Minnie Vautrin was a Christian missionary who was involved in an all-girl's school in Nanking. She is known for trying to protect the girls and other Chinese women from being raped by the Japanese soldiers.

The book starts in with her own background, where she was born, grew up, what she did, etc.

In 1919, she became the acting president of the Department of Education of Ginling College, an all-girl's school. Educating women was not something the Chinese considered very important, but for the few who did, Minnie and various other missionaries tried to set up what education they could for the girls.

It is interesting that the “Rape of Nanking” was not actually the first one at all. The book notes that, in 1927, Chiang Kai-shek's army entered Nanking and attacked the foreign consulates and schools, and threatened to rape the women.

An interesting passage: “Japan's aggression in Manchuria, North China, and Inner Mongolia provoked vigorous anti-Japanese outbreaks among the Chinese...They not only boycotted Japanese goods but also threatened Japanese lives and properties. Anti-Japanese clubs and associations mushroomed nationwide. The Japanese government repeatedly demanded that the National government suppress the people's anti-Japanese activities and outlaw all anti-Japanese organizations, and the Chinese government bowed to Japan's demands.”

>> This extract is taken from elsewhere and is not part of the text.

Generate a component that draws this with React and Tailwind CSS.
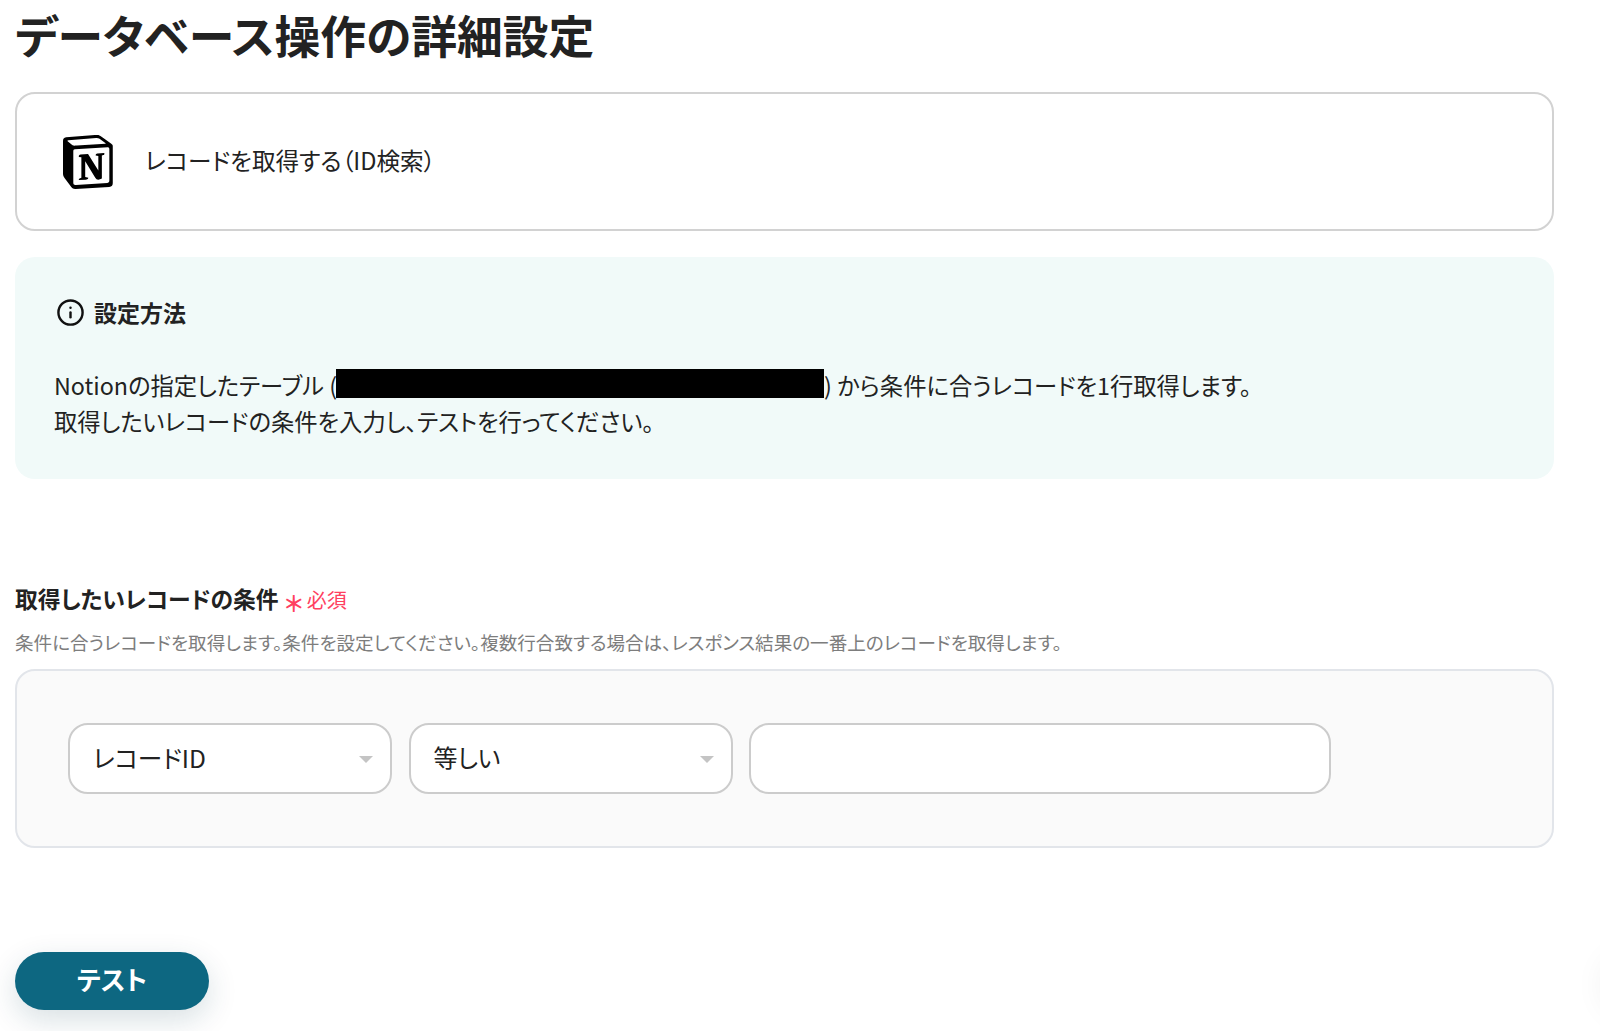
import React from 'react';
import { Info } from 'lucide-react';

const jp = 'font-["Noto_Sans_CJK_JP","Noto_Sans",sans-serif]';

// Notion logo
function NotionLogo() {
  return (
    <svg viewBox="0 0 100 100" className="w-[52px] h-[54px] shrink-0" preserveAspectRatio="none">
      <path
        fill="#fff"
        d="M6.017 4.313l55.333 -4.087c6.797 -0.583 8.543 -0.19 12.817 2.917l17.663 12.443c2.913 2.14 3.883 2.723 3.883 5.053v68.243c0 4.277 -1.553 6.807 -6.99 7.193L24.467 99.967c-4.08 0.193 -6.023 -0.39 -8.16 -3.113L3.3 79.94c-2.333 -3.113 -3.3 -5.443 -3.3 -8.167V11.113c0 -3.497 1.553 -6.413 6.017 -6.8z"
      />
      <path
        fill="#000"
        fillRule="evenodd"
        clipRule="evenodd"
        d="M61.35 0.227l-55.333 4.087C1.553 4.7 0 7.617 0 11.113v60.66c0 2.723 0.967 5.053 3.3 8.167l13.007 16.913c2.137 2.723 4.08 3.307 8.16 3.113l64.257 -3.89c5.433 -0.387 6.99 -2.917 6.99 -7.193V20.64c0 -2.21 -0.873 -2.847 -3.443 -4.733L74.167 3.143c-4.273 -3.107 -6.02 -3.5 -12.817 -2.917zM25.92 19.523c-5.247 0.353 -6.437 0.433 -9.417 -1.99L8.927 11.507c-0.77 -0.78 -0.383 -1.753 1.557 -1.947l53.193 -3.887c4.467 -0.39 6.793 1.167 8.54 2.527l9.123 6.61c0.39 0.197 1.36 1.36 0.193 1.36l-54.933 3.307 -0.68 0.047zM19.803 88.3V30.367c0 -2.53 0.777 -3.697 3.103 -3.893L86 22.78c2.14 -0.193 3.107 1.167 3.107 3.693v57.547c0 2.53 -0.39 4.67 -3.883 4.863l-60.377 3.5c-3.493 0.193 -5.043 -0.97 -5.043 -4.083zm59.6 -54.827c0.387 1.75 0 3.5 -1.75 3.7l-2.91 0.577v42.773c-2.527 1.36 -4.853 2.137 -6.797 2.137 -3.107 0 -3.883 -0.973 -6.21 -3.887l-19.03 -29.94v28.967l6.02 1.363s0 3.5 -4.857 3.5l-13.39 0.777c-0.39 -0.78 0 -2.723 1.357 -3.11l3.497 -0.97v-38.3L30.48 40.667c-0.39 -1.75 0.58 -4.277 3.3 -4.473l14.367 -0.967 19.8 30.327v-26.83l-5.047 -0.58c-0.39 -2.143 1.163 -3.7 3.103 -3.89l13.4 -0.78z"
      />
    </svg>
  );
}

function SelectBox({ label, size }) {
  return (
    <div className="w-[324px] h-[71px] flex items-center justify-between pl-[23px] pr-[17px] bg-white border-2 border-[#cccccc] rounded-[20px]">
      <span className={`${size} -mt-[3px] text-[#222222]`}>{label}</span>
      <span className="w-0 h-0 mt-[2px] border-x-[7px] border-x-transparent border-t-[7px] border-t-[#c4c4c4]" />
    </div>
  );
}

export default function App() {
  return (
    <div className={`${jp} relative h-[1031px] overflow-hidden bg-white pl-[15px] pr-[46px] [font-feature-settings:"palt"]`}>
      <h1 className="h-[92px] pt-[5px] text-[45.8px] leading-[58px] font-semibold text-[#222222]">
        データベース操作の詳細設定
      </h1>

      {/* Action card */}
      <div className="h-[139px] flex items-center gap-[30px] pl-[46px] bg-white border-2 border-[#d2d2d2] rounded-[20px]">
        <NotionLogo />
        <span className="text-[23.6px] leading-[30px] -mt-[3px] text-[#222222]">レコードを取得する（ID検索）</span>
      </div>

      {/* How to set up */}
      <div className="h-[222px] mt-[26px] pt-[41px] pl-[39px] bg-[#f1faf9] rounded-[20px]">
        <div className="h-[28px] flex items-center gap-[9px] pl-[2px]">
          <Info size={29} strokeWidth={2} className="text-[#111111]" />
          <span className="text-[23px] font-semibold text-[#222222]">設定方法</span>
        </div>
        <div className="mt-[41px] text-[23.3px] leading-[36px] text-[#222222]">
          <p className="flex items-center h-[36px]">
            <span>Notionの指定したテーブル (</span>
            <span className="w-[488px] h-[29px] -ml-[1px] -mt-[3px] bg-black shrink-0" />
            <span>) から条件に合うレコードを1行取得します。</span>
          </p>
          <p>取得したいレコードの条件を入力し、テストを行ってください。</p>
        </div>
      </div>

      {/* Condition field */}
      <div className="mt-[104px] h-[32px] flex items-center gap-[6px]">
        <span className="text-[22.8px] font-semibold text-[#222222]">取得したいレコードの条件</span>
        <span className="flex items-center gap-[4px] text-[#ff4060]">
          <span className="text-[22px] leading-[22px] mt-[5px] font-bold">＊</span>
          <span className="text-[20px] mt-[2px]">必須</span>
        </span>
      </div>
      <p className="mt-[14px] h-[26px] text-[18.57px] leading-[26px] text-[#7d7d7d]">
        条件に合うレコードを取得します。条件を設定してください。複数行合致する場合は、レスポンス結果の一番上のレコードを取得します。
      </p>
      <div className="mt-[14px] h-[179px] flex items-center gap-[16.5px] pl-[51px] bg-[#fafafa] border-2 border-[#e2e5ea] rounded-[20px]">
        <SelectBox label="レコードID" size="text-[24.6px]" />
        <SelectBox label="等しい" size="text-[24px]" />
        <div className="w-[582px] h-[71px] bg-white border-2 border-[#cccccc] rounded-[20px]" />
      </div>

      <button className="block mt-[104px] w-[194px] h-[58px] pb-[5px] rounded-full bg-[#0d6781] text-white text-[26px] font-semibold shadow-[0_10px_30px_rgba(13,60,80,0.16)]">
        テスト
      </button>

      {/* edge of a floating button that sits just off the page */}
      <div className="absolute right-[-70px] top-[950px] w-[70px] h-[70px] rounded-full shadow-[0_0_30px_rgba(0,0,0,0.05)]" />
    </div>
  );
}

1. August 1, 1937: The Nationalist government orders all dependents of its officials evacuated from Nanking.
2. August 13: Japanese planes bomb Nanking.
3. August 16: The American embassy evacuates all American women and children from the city. Japanese bombing continues.
4. August 27: Japanese planes bomb government and military buildings, residential areas, schools and hospitals.
5. September 20: The American vice consul in Nanking spoke to Minnie, reading her a message from the admiral of the Japanese fleet at Shanghai saying they would attack Nanking the following day.
6. By the end of October, the officials of the city had left, along with the rich and the middle class. “Only the military personnel and the very poor remained.”

The Japanese army entered Nanking on December 13. “...no sooner had they entered the city than they began to slaughter innocent civilians and the disarmed Chinese soldiers.” They even attacked the International Safety Zone. A New YorK Times reporter sees the Japanese kill 200 Chinese within ten minutes in the city.

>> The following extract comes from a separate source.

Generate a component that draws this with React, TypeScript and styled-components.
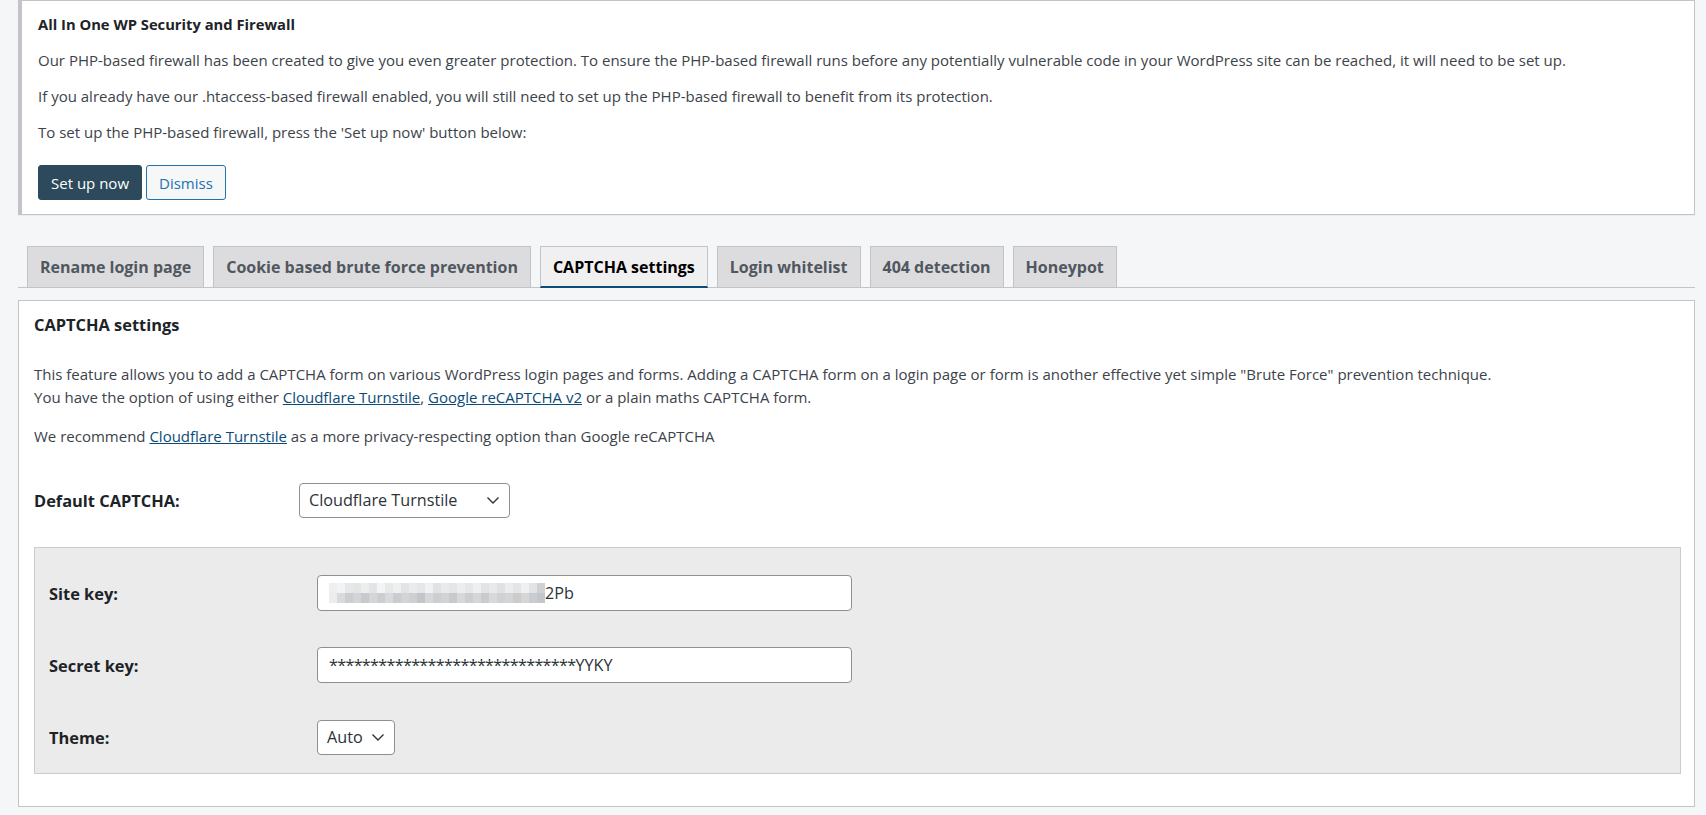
import styled, { createGlobalStyle } from "styled-components";

const GlobalStyle = createGlobalStyle`
  body {
    margin: 0;
    background: #f5f6f7;
    font-family: "Open Sans", "Noto Sans", sans-serif;
    color: #3c434a;
  }
`;

const Page = styled.div`
  padding: 0 11px 12px 18px;
`;

const Notice = styled.div`
  background: #fff;
  border: 1px solid #c3c4c7;
  border-left: 4px solid #c3c4c7;
  padding: 13px 18px 14px 16px;
  box-shadow: 0 1px 1px rgba(0, 0, 0, 0.04);
`;

const NoticeTitle = styled.p`
  margin: 0 0 16px;
  font-size: 14.75px;
  font-weight: 700;
  color: #1d2327;
`;

const NoticeText = styled.p`
  margin: 0 0 15px;
  font-size: 15px;
  line-height: 21px;
`;

const ButtonRow = styled.div`
  display: flex;
  gap: 4px;
  margin-top: 22px;
`;

const Button = styled.button<{ $primary?: boolean }>`
  height: 35px;
  padding: 0 12px;
  border-radius: 3px;
  font-family: inherit;
  font-size: 15px;
  cursor: pointer;
  border: 1px solid ${(p) => (p.$primary ? "#2c4a5b" : "#2271b1")};
  background: ${(p) => (p.$primary ? "#2c4a5b" : "#f6f7f7")};
  color: ${(p) => (p.$primary ? "#fff" : "#2271b1")};
`;

const TabBar = styled.nav`
  display: flex;
  gap: 9px;
  margin-top: 31px;
  padding-left: 9px;
  border-bottom: 1px solid #c3c4c7;
`;

const Tab = styled.a<{ $active?: boolean }>`
  display: flex;
  align-items: center;
  height: 42px;
  box-sizing: border-box;
  padding: 0 12px;
  margin-bottom: -1px;
  font-size: 16px;
  font-weight: 700;
  text-decoration: none;
  border: 1px solid #c3c4c7;
  border-bottom: ${(p) => (p.$active ? "2px solid #0a4b78" : "1px solid #c3c4c7")};
  background: ${(p) => (p.$active ? "#f0f0f1" : "#dcdcde")};
  color: ${(p) => (p.$active ? "#000" : "#50575e")};
`;

const Panel = styled.section`
  margin-top: 12px;
  background: #fff;
  border: 1px solid #c3c4c7;
  padding: 13px 13px 32px 15px;
`;

const PanelTitle = styled.h2`
  margin: 0 0 27px;
  font-size: 16.4px;
  line-height: 22px;
  font-weight: 700;
  color: #1d2327;
`;

const Para = styled.p`
  margin: 0 0 16px;
  font-size: 15px;
  line-height: 23px;
`;

const Link = styled.a`
  color: #0a4b78;
  text-decoration: underline;
`;

const FieldRow = styled.div`
  display: grid;
  grid-template-columns: 265px 1fr;
  align-items: center;
  min-height: 72px;
`;

const Label = styled.label`
  font-size: 16.4px;
  font-weight: 700;
  color: #1d2327;
`;

const Select = styled.div<{ $width: number }>`
  display: flex;
  align-items: center;
  justify-content: space-between;
  box-sizing: border-box;
  width: ${(p) => p.$width}px;
  height: 35px;
  padding: 0 8px 0 9px;
  background: #fff;
  border: 1px solid #8c8f94;
  border-radius: 4px;
  font-size: 16.2px;
  color: #2c3338;
`;

const KeyBox = styled.div`
  margin-top: 11px;
  background: #ebebeb;
  border: 1px solid #ccc;
  padding: 9px 14px 0;
`;

const KeyRow = styled(FieldRow)`
  grid-template-columns: 268px 1fr;
`;

const TextField = styled.div`
  display: flex;
  align-items: center;
  box-sizing: border-box;
  width: 535px;
  height: 36px;
  padding: 0 9px 0 11px;
  background: #fff;
  border: 1px solid #8c8f94;
  border-radius: 4px;
  font-size: 16.2px;
  color: #2c3338;
`;

const Masked = styled.span`
  letter-spacing: -0.7px;
`;

const BlurSvg = styled.svg`
  display: block;
  flex: none;
`;

// pixelated (redacted) part of the site key
const topRow = ["#eeeff0", "#f2f3f4", "#e6e7e9", "#e4e5e7", "#eceded", "#e3e4e6", "#f3f4f5", "#e7e8ea", "#eeefef", "#e2e3e5", "#eaebec", "#e5e6e8", "#f0f1f2", "#e1e2e4", "#e9eaeb", "#e3e5e7", "#ecedee", "#e6e7e9", "#eeeff0", "#e2e3e5", "#e8e9eb", "#e0e1e3", "#ebeced", "#e4e5e7", "#eef0f1", "#e2e3e5", "#cfd1d3"];
const bottomRow = ["#eceded", "#d9dadc", "#cbcdd0", "#d2d4d6", "#c6c9cd", "#d5d6d8", "#cbced1", "#d8d9db", "#c9ccd0", "#d3d4d6", "#cdcfd2", "#c2c6ca", "#d6d7d9", "#cccfd2", "#d1d3d5", "#c7cacd", "#d7d8d9", "#ccced1", "#d4d6d8", "#c9cccf", "#d9d9da", "#cfd2d5", "#d3d4d6", "#caccce", "#d6d6d7", "#c9ccd0", "#c4c7ca"];

const Redacted = () => (
  <BlurSvg width={216} height={20} viewBox="0 0 216 20">
    {topRow.map((c, i) => (
      <rect key={`t${i}`} x={i * 8} y={0} width={8} height={10} fill={c} />
    ))}
    {bottomRow.map((c, i) => (
      <rect key={`b${i}`} x={i * 8} y={10} width={8} height={10} fill={c} />
    ))}
  </BlurSvg>
);

const Chevron = () => (
  <svg width="16" height="16" viewBox="0 0 16 16" fill="none">
    <path d="M2.5 5.5L8 11l5.5-5.5" stroke="#2c3338" strokeWidth="1.4" />
  </svg>
);

const tabs = [
  "Rename login page",
  "Cookie based brute force prevention",
  "CAPTCHA settings",
  "Login whitelist",
  "404 detection",
  "Honeypot",
];

export default function App() {
  return (
    <>
      <GlobalStyle />
      <Page>
        <Notice>
          <NoticeTitle>All In One WP Security and Firewall</NoticeTitle>
          <NoticeText>
            Our PHP-based firewall has been created to give you even greater protection. To ensure the PHP-based
            firewall runs before any potentially vulnerable code in your WordPress site can be reached, it will need
            to be set up.
          </NoticeText>
          <NoticeText>
            If you already have our .htaccess-based firewall enabled, you will still need to set up the PHP-based
            firewall to benefit from its protection.
          </NoticeText>
          <NoticeText>To set up the PHP-based firewall, press the 'Set up now' button below:</NoticeText>
          <ButtonRow>
            <Button $primary>Set up now</Button>
            <Button>Dismiss</Button>
          </ButtonRow>
        </Notice>

        <TabBar>
          {tabs.map((t) => (
            <Tab key={t} href="#" $active={t === "CAPTCHA settings"}>
              {t}
            </Tab>
          ))}
        </TabBar>

        <Panel>
          <PanelTitle>CAPTCHA settings</PanelTitle>
          <Para>
            This feature allows you to add a CAPTCHA form on various WordPress login pages and forms. Adding a CAPTCHA
            form on a login page or form is another effective yet simple "Brute Force" prevention technique.
            <br />
            You have the option of using either <Link href="#">Cloudflare Turnstile</Link>,{" "}
            <Link href="#">Google reCAPTCHA v2</Link> or a plain maths CAPTCHA form.
          </Para>
          <Para>
            We recommend <Link href="#">Cloudflare Turnstile</Link> as a more privacy-respecting option than Google
            reCAPTCHA
          </Para>

          <FieldRow>
            <Label>Default CAPTCHA:</Label>
            <Select $width={211}>
              Cloudflare Turnstile
              <Chevron />
            </Select>
          </FieldRow>

          <KeyBox>
            <KeyRow>
              <Label>Site key:</Label>
              <TextField>
                <Redacted />
                2Pb
              </TextField>
            </KeyRow>
            <KeyRow>
              <Label>Secret key:</Label>
              <TextField>
                <Masked>******************************</Masked>YYKY
              </TextField>
            </KeyRow>
            <KeyRow>
              <Label>Theme:</Label>
              <Select $width={78}>
                Auto
                <Chevron />
              </Select>
            </KeyRow>
          </KeyBox>
        </Panel>
      </Page>
    </>
  );
}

A Japanese officer said that some 20,000 Chinese were shot to death at just one point in the city.

The atrocities went on for months. The author believes that more than 200,000 Chinese were killed in the massacre. There were at least 20,000 rapes in the first month of the invasion alone.

The rest of the book goes into the various incidents of girls and women being taken from where they were staying and being raped. Many of them were killed after being raped. Women as young as 12 or so were raped, and ones even in their sixties and seventies were raped.

“Four months after the fall of Nanking, the Japanese military still prohibited foreigners from entering or leaving the city. The main reason was that the Japanese soldiers continuously committed crimes, and many bodies inside and outside Nanking were yet to be buried.”

The book then goes into how and why Minnie eventually left the city, and how she got down on herself horribly about not being able to do more when she was there, and then goes into how she died.

These types of eyewitness accounts are very important, as they are from behind who didn't have any kind of axe to grind. They were often from very respectable and very intelligent people, such as Minnie, and they established a good general idea of what was going on in the city at the time.

No one person saw everything, of course, but such accounts help establish beyond doubt that something very severe happened in the city, and that many innocent people were murdered, and many girls and women were raped. While there may be arguments about exactly how many were murdered and how many raped, the very fact that many were establishes the event as a horrible and totally unnecessary event.

Revisionists try to downplay what happened, but accounts such as Minnie's prove beyond doubt that something very, very serious happened in Nanking, and that what happened was direct action of Japanese troops in a city they had already conquered.